To satisfy the oversubscription in the Share Issue, the board has by authorization from the annual general meeting on the 4 May 2018 resolved to utilize the Overallotment Issue of a maximum of 750,000 shares. Thereby, the board will issue additionally 750,000 shares to a subscription price of SEK 14.0, corresponding to approximately MSEK 10.5 and on the terms and conditions stated in the prospectus, which the Company published on 25 May 2018. The right to subscribe for shares shall vest in those persons who have applied for subscription in the Share Issue without receiving full allotment.

In total 2,667,333 shares of approximately MSEK 37.3 before issuing expenses of approximately MSEK 1.6 will be issued within the Share Issue and the Overallotment Issue.

Allotment of shares has been executed in relation to the principles stated in the prospectus, which was published by the Company on 25 May 2018. Notification of allotment for those subscribing for shares without exercise of subscription rights is expected to be distributed on June 18, 2018. Subscribed and allotted shares shall be paid in cash no later than on the settlement date on June 21, 2018, in accordance to instructions on the settlement note. Shareholders whose shares are held by nominees will be notified of any allotment in accordance to each nominee’s internal routines. Shares in the Overallotment Issue will be allotted to those persons who have applied for subscription in the Share Issue without receiving full allotment. Only those who are allotted shares will be notified.

Shares and share capital

The Company’s share capital will increase by SEK 191,733.3 to a total amount of SEK 766,933.3 after registration of the Share Issue with the Swedish Companies Registration Office (Sw. Bolagsverket). The shares in the Company will increase by 1,917,333 shares to a total amount of 7,669,333 shares. Shareholders who have not participated in the Share Issue will be diluted by 25.0 percent of the total share capital and votes in the Company.

The Company’s share capital will increase by SEK 75,000 to a total amount of SEK 841,933.3 after registration of the additional share issue in the Overallotment Issue with the Swedish Companies Registration Office (Sw. Bolagsverket). The shares in the Company will increase by additionally 750,000 shares to a total amount of 8,419,333 shares. The dilutive effect of the Overallotment Issue alone corresponds to 8.9 percent of the total share capital and votes in the Company, after full subscription of the Share Issue.

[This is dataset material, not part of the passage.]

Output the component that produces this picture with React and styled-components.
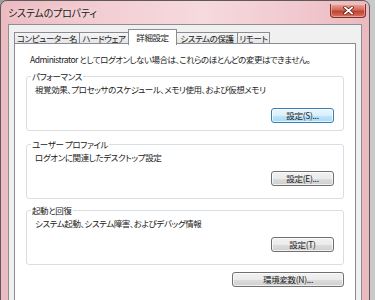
import React from 'react';
import styled, { createGlobalStyle } from 'styled-components';

const GlobalStyle = createGlobalStyle`
  html, body {
    margin: 0;
    padding: 0;
  }
  body {
    background: #a9a9a9;
    font-family: "Noto Sans CJK JP", "Liberation Sans", sans-serif;
  }
`;

const Page = styled.div`
  width: 375px;
  height: 300px;
  overflow: hidden;
  background: linear-gradient(to right, #9c9c9c, #c9c9c9);
`;

const Window = styled.div`
  box-sizing: border-box;
  width: 370px;
  height: 320px;
  display: flex;
  flex-direction: column;
  padding: 0 7px;
  border: 1px solid #5e5a5c;
  border-radius: 7px 7px 0 0;
  background: linear-gradient(to right, #ecbac1, #f3cfd3 30%, #f6dade 55%, #f1c9ce 80%, #ebb9c0);
`;

const TitleBar = styled.div`
  height: 23px;
  display: flex;
  align-items: center;
  justify-content: space-between;
  margin-right: -4px;
`;

const Title = styled.span`
  font-size: 10px;
  letter-spacing: -0.2px;
  color: #1a1a1a;
  font-feature-settings: "palt";
  text-shadow: 0 0 6px rgba(255, 255, 255, 0.9);
`;

const CloseButton = styled.div`
  box-sizing: border-box;
  width: 36px;
  height: 14px;
  align-self: flex-start;
  margin-top: 3px;
  display: flex;
  align-items: center;
  justify-content: center;
  border: 1px solid #7a2f27;
  border-top: none;
  border-radius: 0 0 4px 4px;
  background: linear-gradient(#e9a99c, #d16b5c 45%, #c0402f 55%, #d7735f);
  box-shadow: inset 0 0 0 1px rgba(255, 220, 210, 0.45);
`;

const Client = styled.div`
  flex: 1;
  display: flex;
  flex-direction: column;
  padding: 4px 5px 0;
  background: #f0f0f0;
  border: 1px solid #8d8f93;
  border-bottom: none;
`;

const TabStrip = styled.div`
  display: flex;
  align-items: flex-end;
  height: 15px;
  position: relative;
  z-index: 1;
`;

const Tab = styled.div`
  box-sizing: border-box;
  width: ${(p) => p.$w}px;
  height: ${(p) => (p.$active ? 16 : 12)}px;
  margin-bottom: ${(p) => (p.$active ? -1 : 0)}px;
  margin-left: -1px;
  display: flex;
  align-items: center;
  justify-content: center;
  border: 1px solid #898c95;
  border-bottom: ${(p) => (p.$active ? 'none' : '1px solid #898c95')};
  background: ${(p) => (p.$active ? '#ffffff' : 'linear-gradient(#f5f5f5, #e6e6e6)')};
  font-size: 8.5px;
  letter-spacing: -0.4px;
  line-height: 1;
  color: #222;
  font-feature-settings: "palt";
  white-space: nowrap;
  &:first-child {
    margin-left: 0;
  }
`;

const Panel = styled.div`
  flex: 1;
  padding: 8px 11px 0;
  background: #ffffff;
  border: 1px solid #898c95;
  margin-top: -1px;
`;

const Notice = styled.p`
  margin: 0 0 4px 4px;
  font-size: 8.5px;
  letter-spacing: -0.5px;
  line-height: 14px;
  color: #222;
  font-feature-settings: "palt";
  white-space: nowrap;
`;

const Group = styled.fieldset`
  margin: ${(p) => p.$gap}px 0 0;
  padding: 0 9px ${(p) => p.$bottom}px 8px;
  min-inline-size: 0;
  border: 1px solid #d5dfe5;
  border-radius: 3px;
`;

const Legend = styled.legend`
  margin-left: -4px;
  padding: 0 1px;
  font-size: 8.5px;
  letter-spacing: -0.4px;
  line-height: 12px;
  color: #222;
  font-feature-settings: "palt";
`;

const Desc = styled.div`
  font-size: 8.5px;
  letter-spacing: -0.4px;
  line-height: 14px;
  color: #222;
  font-feature-settings: "palt";
  white-space: nowrap;
`;

const ButtonRow = styled.div`
  display: flex;
  justify-content: flex-end;
  margin-top: ${(p) => p.$gap}px;
`;

const Button = styled.button`
  box-sizing: border-box;
  width: ${(p) => p.$w}px;
  height: 15px;
  padding: 0;
  display: flex;
  align-items: center;
  justify-content: center;
  font-family: "Noto Sans CJK JP", "Liberation Sans", sans-serif;
  font-size: 8.5px;
  letter-spacing: -0.3px;
  line-height: 1;
  color: #222;
  font-feature-settings: "palt";
  border-radius: 3px;
  border: 1px solid ${(p) => (p.$focus ? '#3c7fb1' : '#707070')};
  background: ${(p) =>
    p.$focus
      ? 'linear-gradient(#eaf6fd, #d9f0fc 50%, #bee6fd 51%, #a7d9f5)'
      : 'linear-gradient(#f2f2f2, #ebebeb 50%, #dddddd 51%, #cfcfcf)'};
  box-shadow: inset 0 0 0 1px rgba(255, 255, 255, 0.7);
`;

const tabs = [
  { label: 'コンピューター名', w: 66 },
  { label: 'ハードウェア', w: 50 },
  { label: '詳細設定', w: 49, active: true },
  { label: 'システムの保護', w: 62 },
  { label: 'リモート', w: 33 },
];

const groups = [
  {
    title: 'パフォーマンス',
    desc: '視覚効果、プロセッサのスケジュール、メモリ使用、および仮想メモリ',
    button: '設定(S)...',
    focus: true,
    gap: 0,
    btnGap: 12,
    bottom: 7,
  },
  {
    title: 'ユーザー プロファイル',
    desc: 'ログオンに関連したデスクトップ設定',
    button: '設定(E)...',
    gap: 7,
    btnGap: 7,
    bottom: 12,
  },
  {
    title: '起動と回復',
    desc: 'システム起動、システム障害、およびデバッグ情報',
    button: '設定(T)',
    gap: 5,
    btnGap: 7,
    bottom: 12,
  },
];

const CloseIcon = () => (
  <svg width="11" height="9" viewBox="0 0 11 9">
    <path d="M2 1.5 L9 7.5 M9 1.5 L2 7.5" stroke="#5a1e18" strokeWidth="3.2" strokeLinecap="square" />
    <path d="M2 1.5 L9 7.5 M9 1.5 L2 7.5" stroke="#ffffff" strokeWidth="1.8" strokeLinecap="square" />
  </svg>
);

const App = () => {
  return (
    <Page>
      <GlobalStyle />
      <Window>
        <TitleBar>
          <Title>システムのプロパティ</Title>
          <CloseButton>
            <CloseIcon />
          </CloseButton>
        </TitleBar>
        <Client>
          <TabStrip>
            {tabs.map((t) => (
              <Tab key={t.label} $w={t.w} $active={t.active}>
                {t.label}
              </Tab>
            ))}
          </TabStrip>
          <Panel>
            <Notice>Administrator としてログオンしない場合は、これらのほとんどの変更はできません。</Notice>
            {groups.map((g) => (
              <Group key={g.title} $gap={g.gap} $bottom={g.bottom}>
                <Legend>{g.title}</Legend>
                <Desc>{g.desc}</Desc>
                <ButtonRow $gap={g.btnGap}>
                  <Button $w={63} $focus={g.focus}>
                    {g.button}
                  </Button>
                </ButtonRow>
              </Group>
            ))}
            <ButtonRow $gap={7}>
              <Button $w={112}>環境変数(N)...</Button>
            </ButtonRow>
          </Panel>
        </Client>
      </Window>
    </Page>
  );
};

export default App;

The total dilutive effect of the Share Issue and the Overallotment Issue corresponds to 31.7 percent of the total share capital and votes in the Company.

Trading in interim shares

Trading in interim shares (Sw. Betald tecknad aktie (BTA)) will take place on Nasdaq Stockholm (Small Cap) until the Share Issue is registered by the Company with the Swedish Companies Registration Office (Sw. Bolagsverket). Registration is expected in week 30, 2018.

Advisors

Erik Penser Bank AB is acting financial advisor and MAQS Advokatbyrå is acting legal advisor to Odd Molly in connection to the Share Issue and the Overallotment Issue.

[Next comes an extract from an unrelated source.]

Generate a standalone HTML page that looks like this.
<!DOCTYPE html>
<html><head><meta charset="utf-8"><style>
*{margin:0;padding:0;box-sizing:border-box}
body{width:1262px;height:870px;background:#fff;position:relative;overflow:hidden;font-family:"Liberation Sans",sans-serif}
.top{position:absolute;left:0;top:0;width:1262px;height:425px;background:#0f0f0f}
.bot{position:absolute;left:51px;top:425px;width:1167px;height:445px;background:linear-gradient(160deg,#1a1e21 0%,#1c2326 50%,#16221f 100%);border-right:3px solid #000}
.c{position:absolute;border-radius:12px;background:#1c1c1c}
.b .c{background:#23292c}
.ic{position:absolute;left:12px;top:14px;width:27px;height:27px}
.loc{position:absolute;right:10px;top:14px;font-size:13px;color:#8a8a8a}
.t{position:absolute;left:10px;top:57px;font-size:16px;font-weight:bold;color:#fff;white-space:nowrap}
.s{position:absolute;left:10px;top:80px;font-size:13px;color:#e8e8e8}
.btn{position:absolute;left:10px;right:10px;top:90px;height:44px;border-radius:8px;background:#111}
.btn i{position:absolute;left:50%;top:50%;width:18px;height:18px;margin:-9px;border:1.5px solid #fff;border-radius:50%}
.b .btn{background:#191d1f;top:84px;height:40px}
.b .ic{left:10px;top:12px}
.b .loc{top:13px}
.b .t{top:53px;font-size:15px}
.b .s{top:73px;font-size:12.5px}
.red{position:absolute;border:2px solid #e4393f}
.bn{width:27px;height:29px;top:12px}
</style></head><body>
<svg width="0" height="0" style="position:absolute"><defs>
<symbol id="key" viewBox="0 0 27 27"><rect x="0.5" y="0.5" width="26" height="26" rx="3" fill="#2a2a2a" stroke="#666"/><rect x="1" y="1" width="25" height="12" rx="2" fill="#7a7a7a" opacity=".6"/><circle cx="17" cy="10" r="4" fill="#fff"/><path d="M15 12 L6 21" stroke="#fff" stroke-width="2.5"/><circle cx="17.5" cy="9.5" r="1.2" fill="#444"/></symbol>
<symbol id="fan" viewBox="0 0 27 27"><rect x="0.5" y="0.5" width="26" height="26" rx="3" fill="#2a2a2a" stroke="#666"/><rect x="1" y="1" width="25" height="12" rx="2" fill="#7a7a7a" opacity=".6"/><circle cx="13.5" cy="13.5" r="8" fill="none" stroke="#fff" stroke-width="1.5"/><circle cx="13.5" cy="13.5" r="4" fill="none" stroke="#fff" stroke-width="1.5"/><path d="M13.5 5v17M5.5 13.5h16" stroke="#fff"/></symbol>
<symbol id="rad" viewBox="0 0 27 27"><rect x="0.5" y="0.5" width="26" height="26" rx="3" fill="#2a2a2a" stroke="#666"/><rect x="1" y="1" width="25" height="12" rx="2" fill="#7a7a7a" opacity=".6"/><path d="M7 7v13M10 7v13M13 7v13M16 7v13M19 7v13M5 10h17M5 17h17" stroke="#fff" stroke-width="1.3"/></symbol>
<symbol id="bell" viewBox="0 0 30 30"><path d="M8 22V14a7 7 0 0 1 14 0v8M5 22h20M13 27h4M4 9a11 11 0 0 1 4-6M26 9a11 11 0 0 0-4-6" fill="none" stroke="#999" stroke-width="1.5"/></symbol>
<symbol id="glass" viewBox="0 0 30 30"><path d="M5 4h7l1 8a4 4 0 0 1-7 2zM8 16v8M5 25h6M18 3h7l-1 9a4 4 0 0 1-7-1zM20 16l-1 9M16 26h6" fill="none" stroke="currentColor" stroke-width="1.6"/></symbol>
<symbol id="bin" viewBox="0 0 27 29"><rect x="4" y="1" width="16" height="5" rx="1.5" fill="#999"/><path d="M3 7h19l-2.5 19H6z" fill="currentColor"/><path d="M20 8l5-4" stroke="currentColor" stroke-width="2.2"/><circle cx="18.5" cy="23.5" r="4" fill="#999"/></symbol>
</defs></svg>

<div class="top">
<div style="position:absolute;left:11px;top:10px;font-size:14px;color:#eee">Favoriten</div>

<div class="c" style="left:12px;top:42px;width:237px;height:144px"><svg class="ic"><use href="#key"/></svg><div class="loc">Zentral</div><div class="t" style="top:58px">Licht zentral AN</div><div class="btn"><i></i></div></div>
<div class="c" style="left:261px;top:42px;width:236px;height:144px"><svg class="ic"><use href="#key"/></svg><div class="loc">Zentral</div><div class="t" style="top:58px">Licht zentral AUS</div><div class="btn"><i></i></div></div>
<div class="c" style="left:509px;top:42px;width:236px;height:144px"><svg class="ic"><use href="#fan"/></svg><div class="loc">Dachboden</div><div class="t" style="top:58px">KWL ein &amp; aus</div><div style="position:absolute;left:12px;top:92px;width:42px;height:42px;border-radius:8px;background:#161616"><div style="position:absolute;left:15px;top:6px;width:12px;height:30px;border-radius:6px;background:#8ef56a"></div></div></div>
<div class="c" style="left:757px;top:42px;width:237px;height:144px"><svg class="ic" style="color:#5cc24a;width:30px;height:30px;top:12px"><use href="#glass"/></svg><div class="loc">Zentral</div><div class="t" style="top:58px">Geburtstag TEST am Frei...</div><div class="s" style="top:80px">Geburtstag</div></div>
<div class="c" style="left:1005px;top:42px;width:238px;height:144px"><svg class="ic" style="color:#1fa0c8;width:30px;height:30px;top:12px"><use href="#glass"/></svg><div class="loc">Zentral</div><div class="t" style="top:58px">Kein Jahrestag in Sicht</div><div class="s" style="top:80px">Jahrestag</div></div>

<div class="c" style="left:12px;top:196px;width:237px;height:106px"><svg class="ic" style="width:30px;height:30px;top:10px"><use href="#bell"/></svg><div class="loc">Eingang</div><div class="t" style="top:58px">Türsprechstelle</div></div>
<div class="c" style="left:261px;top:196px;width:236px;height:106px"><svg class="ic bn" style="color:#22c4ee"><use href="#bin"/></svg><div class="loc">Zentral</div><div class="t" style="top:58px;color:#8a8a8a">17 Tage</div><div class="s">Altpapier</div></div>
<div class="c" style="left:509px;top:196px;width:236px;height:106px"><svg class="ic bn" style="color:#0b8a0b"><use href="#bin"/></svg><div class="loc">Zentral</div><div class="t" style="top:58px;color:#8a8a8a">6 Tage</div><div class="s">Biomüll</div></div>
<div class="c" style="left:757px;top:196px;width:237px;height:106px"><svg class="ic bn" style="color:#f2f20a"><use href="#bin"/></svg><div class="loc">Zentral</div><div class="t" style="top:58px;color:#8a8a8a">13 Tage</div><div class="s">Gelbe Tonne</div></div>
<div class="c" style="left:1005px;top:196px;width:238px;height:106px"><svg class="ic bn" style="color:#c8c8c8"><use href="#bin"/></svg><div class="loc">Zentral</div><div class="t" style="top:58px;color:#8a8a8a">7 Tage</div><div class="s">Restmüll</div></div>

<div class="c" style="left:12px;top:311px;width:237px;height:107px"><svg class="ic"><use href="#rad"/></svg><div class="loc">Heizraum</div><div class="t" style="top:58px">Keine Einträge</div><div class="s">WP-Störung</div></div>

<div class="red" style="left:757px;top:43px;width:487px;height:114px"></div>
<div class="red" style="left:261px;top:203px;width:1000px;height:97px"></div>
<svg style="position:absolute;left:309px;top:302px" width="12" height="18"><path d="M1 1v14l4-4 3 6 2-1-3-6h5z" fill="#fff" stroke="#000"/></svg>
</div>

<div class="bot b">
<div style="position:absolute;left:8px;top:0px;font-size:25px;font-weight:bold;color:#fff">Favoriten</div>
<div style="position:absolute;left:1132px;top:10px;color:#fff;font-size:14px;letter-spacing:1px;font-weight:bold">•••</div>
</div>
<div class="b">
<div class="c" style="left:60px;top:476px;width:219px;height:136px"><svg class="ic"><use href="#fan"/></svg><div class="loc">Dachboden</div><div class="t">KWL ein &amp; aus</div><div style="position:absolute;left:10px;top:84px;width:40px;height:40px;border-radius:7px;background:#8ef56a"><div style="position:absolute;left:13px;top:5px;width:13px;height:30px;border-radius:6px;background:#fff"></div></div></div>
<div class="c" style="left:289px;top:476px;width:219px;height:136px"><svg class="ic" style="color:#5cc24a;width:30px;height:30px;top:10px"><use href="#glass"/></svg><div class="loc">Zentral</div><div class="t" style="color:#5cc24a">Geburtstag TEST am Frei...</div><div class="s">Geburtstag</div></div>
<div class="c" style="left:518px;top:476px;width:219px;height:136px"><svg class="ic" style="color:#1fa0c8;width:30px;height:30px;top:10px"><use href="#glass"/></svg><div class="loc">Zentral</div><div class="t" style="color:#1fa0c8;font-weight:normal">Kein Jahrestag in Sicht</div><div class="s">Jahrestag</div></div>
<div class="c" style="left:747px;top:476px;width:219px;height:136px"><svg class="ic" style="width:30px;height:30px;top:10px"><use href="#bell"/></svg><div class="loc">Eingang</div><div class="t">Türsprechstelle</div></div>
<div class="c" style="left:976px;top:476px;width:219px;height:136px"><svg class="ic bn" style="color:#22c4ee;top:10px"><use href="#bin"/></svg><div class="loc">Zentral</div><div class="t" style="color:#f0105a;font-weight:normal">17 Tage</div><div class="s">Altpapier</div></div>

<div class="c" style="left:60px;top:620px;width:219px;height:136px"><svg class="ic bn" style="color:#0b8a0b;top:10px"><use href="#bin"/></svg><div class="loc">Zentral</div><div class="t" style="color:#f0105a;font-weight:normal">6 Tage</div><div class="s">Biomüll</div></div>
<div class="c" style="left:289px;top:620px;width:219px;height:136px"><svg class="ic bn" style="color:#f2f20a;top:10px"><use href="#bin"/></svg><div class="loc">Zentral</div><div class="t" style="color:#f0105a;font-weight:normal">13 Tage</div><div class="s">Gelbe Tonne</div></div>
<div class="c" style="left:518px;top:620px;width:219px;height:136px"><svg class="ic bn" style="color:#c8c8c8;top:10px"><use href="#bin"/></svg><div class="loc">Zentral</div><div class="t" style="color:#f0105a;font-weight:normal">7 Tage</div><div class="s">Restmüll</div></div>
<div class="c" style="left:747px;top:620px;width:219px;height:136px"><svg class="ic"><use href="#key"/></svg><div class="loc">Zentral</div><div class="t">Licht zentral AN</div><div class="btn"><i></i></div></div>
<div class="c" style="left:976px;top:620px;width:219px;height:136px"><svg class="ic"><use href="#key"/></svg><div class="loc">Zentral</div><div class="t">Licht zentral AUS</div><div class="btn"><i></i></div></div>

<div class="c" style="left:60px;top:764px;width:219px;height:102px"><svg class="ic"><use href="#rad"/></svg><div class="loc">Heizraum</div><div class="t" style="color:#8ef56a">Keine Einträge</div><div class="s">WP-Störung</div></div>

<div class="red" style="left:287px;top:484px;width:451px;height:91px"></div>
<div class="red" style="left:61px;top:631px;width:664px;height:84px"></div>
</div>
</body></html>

For additional information, please contact:

Patrik Tillman, chairman of the board
+46 733 50 61 20

Johanna Palm, CFO
+46 760 10 24 55

This information is information that Odd Molly International AB (publ) is obliged to make public pursuant to the EU Market Abuse Regulation. The information was submitted for publication through the agency of the contact persons set out above, on 18 June 2018, at 11:00 CEST.

About Odd Molly

Odd Molly is a Swedish company that designs, markets and sells distinctive fashion. The Company’s products are sold through own channels as well as through own sales teams and external agents to retailers. An increasing proportion of sales is derived from Odd Molly’s own channels, mainly the Company’s webshop, which reaches close to 40 countries. Furthermore, Odd Molly has 18 own stores as well as stores managed by partners on selected markets. The Odd Molly share is traded on Nasdaq Stockholm, small cap. Read more on logistea.se.

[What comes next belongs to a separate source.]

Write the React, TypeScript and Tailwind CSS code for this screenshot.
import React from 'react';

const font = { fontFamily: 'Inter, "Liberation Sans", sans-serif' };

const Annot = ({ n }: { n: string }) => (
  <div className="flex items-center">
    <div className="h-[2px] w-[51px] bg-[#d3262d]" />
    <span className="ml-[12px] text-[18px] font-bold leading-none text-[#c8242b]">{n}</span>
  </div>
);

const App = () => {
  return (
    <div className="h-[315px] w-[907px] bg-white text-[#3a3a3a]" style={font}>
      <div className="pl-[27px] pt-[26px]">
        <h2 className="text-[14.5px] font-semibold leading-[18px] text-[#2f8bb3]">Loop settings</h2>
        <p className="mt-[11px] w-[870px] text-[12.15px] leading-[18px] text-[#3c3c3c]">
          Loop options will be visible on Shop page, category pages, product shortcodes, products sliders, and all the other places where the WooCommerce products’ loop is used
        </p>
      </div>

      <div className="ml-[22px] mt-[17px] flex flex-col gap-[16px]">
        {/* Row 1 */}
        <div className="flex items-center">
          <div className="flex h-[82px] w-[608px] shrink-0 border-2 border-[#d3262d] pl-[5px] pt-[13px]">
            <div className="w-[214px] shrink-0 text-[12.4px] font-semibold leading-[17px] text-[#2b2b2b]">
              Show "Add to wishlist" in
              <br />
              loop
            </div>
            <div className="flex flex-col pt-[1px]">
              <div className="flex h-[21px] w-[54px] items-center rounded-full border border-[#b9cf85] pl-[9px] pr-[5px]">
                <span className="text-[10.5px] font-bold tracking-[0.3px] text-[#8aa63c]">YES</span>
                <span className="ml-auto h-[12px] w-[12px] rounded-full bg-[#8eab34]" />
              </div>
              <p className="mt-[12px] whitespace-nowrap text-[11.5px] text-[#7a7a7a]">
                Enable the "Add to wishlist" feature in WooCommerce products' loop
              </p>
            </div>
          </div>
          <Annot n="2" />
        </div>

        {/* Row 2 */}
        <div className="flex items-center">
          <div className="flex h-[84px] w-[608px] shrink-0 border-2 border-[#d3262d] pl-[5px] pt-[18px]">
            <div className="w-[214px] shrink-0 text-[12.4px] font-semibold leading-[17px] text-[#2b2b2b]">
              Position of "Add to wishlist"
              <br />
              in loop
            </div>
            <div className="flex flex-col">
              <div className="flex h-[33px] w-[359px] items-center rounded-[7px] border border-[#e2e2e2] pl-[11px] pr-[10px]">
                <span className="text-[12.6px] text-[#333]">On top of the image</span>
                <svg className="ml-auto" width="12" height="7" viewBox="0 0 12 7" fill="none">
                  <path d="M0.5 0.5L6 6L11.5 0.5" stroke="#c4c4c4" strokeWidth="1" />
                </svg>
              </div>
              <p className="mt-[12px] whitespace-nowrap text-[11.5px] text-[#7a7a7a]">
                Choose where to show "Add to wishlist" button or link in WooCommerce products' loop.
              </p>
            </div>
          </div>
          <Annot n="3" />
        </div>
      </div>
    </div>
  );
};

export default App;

Odd Molly International AB, Kornhamnstorg 6, 111 27 STOCKHOLM, Sweden, Phone: +46 8 522 28 500, www.oddmolly.com 

Important Information

The information in this press release does contain or constitute an offer to acquire, sell or otherwise trade in securities in the Company. The information in this press release may not be released, published or distributed, directly or indirectly, in or into the United States, Canada, Australia, Japan, Hong Kong, Switzerland, New Zealand, Singapore, South Africa or any other jurisdiction in which such action is subject to legal restrictions or would require other measures than those required by Swedish law. No shares or other securities mentioned in this press release have been registered, and no shares or other securities will be registered, under the United States Securities Act of 1933, as amended (the “U.S. Securities Act”) and no shares or other securities may be offered, sold or otherwise transferred, directly or indirectly, in or into the United States, except under an available exemption from, or in a transaction not subject to, the registration requirements under the U.S. Securities Act and in compliance with the securities legislation in the relevant state or any other jurisdiction of the United States. No action has been taken and measures will not be taken to permit or register a public offering in any jurisdictions other than Sweden.